# Data segment:
------------------------------------------------

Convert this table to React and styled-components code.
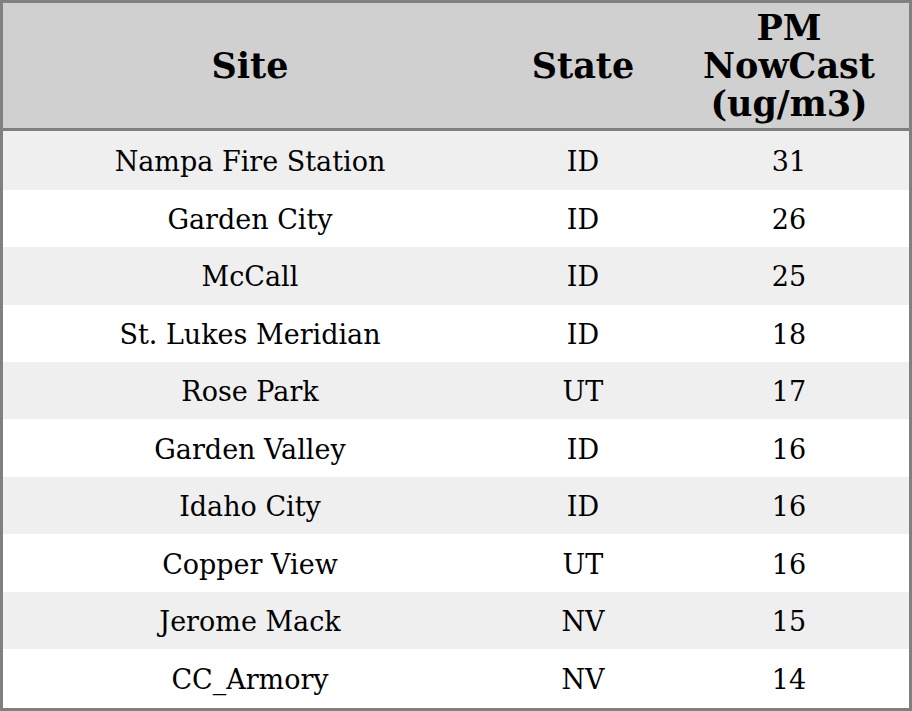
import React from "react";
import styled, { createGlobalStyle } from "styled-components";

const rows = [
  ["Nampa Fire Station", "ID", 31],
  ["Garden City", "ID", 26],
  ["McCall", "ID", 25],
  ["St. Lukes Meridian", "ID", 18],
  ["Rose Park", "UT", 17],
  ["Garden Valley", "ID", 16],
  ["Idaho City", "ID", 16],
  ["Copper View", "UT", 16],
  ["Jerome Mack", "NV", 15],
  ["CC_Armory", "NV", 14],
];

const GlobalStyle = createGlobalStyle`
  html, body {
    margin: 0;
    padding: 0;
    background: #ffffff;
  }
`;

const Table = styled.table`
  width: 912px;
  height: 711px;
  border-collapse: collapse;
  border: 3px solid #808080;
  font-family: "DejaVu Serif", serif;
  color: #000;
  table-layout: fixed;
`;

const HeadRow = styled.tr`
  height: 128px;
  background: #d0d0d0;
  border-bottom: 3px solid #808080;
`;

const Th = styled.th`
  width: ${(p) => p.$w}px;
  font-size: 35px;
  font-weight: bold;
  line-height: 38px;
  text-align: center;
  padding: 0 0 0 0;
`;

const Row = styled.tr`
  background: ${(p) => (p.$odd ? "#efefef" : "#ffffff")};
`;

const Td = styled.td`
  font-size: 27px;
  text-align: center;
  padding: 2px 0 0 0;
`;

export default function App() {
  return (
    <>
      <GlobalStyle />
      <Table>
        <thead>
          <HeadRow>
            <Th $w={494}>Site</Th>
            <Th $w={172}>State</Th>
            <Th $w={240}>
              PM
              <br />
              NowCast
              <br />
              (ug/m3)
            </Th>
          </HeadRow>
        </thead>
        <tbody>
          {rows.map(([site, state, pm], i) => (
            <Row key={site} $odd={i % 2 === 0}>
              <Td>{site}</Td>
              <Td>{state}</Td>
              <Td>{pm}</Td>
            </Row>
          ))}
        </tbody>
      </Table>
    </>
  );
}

------------------------------------------------

# The task:
Go through the listing above and quote it exactly, apart from its images.

# Right answer:
Convert this table to React and styled-components code.
import React from "react";
import styled, { createGlobalStyle } from "styled-components";

const rows = [
  ["Nampa Fire Station", "ID", 31],
  ["Garden City", "ID", 26],
  ["McCall", "ID", 25],
  ["St. Lukes Meridian", "ID", 18],
  ["Rose Park", "UT", 17],
  ["Garden Valley", "ID", 16],
  ["Idaho City", "ID", 16],
  ["Copper View", "UT", 16],
  ["Jerome Mack", "NV", 15],
  ["CC_Armory", "NV", 14],
];

const GlobalStyle = createGlobalStyle`
  html, body {
    margin: 0;
    padding: 0;
    background: #ffffff;
  }
`;

const Table = styled.table`
  width: 912px;
  height: 711px;
  border-collapse: collapse;
  border: 3px solid #808080;
  font-family: "DejaVu Serif", serif;
  color: #000;
  table-layout: fixed;
`;

const HeadRow = styled.tr`
  height: 128px;
  background: #d0d0d0;
  border-bottom: 3px solid #808080;
`;

const Th = styled.th`
  width: ${(p) => p.$w}px;
  font-size: 35px;
  font-weight: bold;
  line-height: 38px;
  text-align: center;
  padding: 0 0 0 0;
`;

const Row = styled.tr`
  background: ${(p) => (p.$odd ? "#efefef" : "#ffffff")};
`;

const Td = styled.td`
  font-size: 27px;
  text-align: center;
  padding: 2px 0 0 0;
`;

export default function App() {
  return (
    <>
      <GlobalStyle />
      <Table>
        <thead>
          <HeadRow>
            <Th $w={494}>Site</Th>
            <Th $w={172}>State</Th>
            <Th $w={240}>
              PM
              <br />
              NowCast
              <br />
              (ug/m3)
            </Th>
          </HeadRow>
        </thead>
        <tbody>
          {rows.map(([site, state, pm], i) => (
            <Row key={site} $odd={i % 2 === 0}>
              <Td>{site}</Td>
              <Td>{state}</Td>
              <Td>{pm}</Td>
            </Row>
          ))}
        </tbody>
      </Table>
    </>
  );
}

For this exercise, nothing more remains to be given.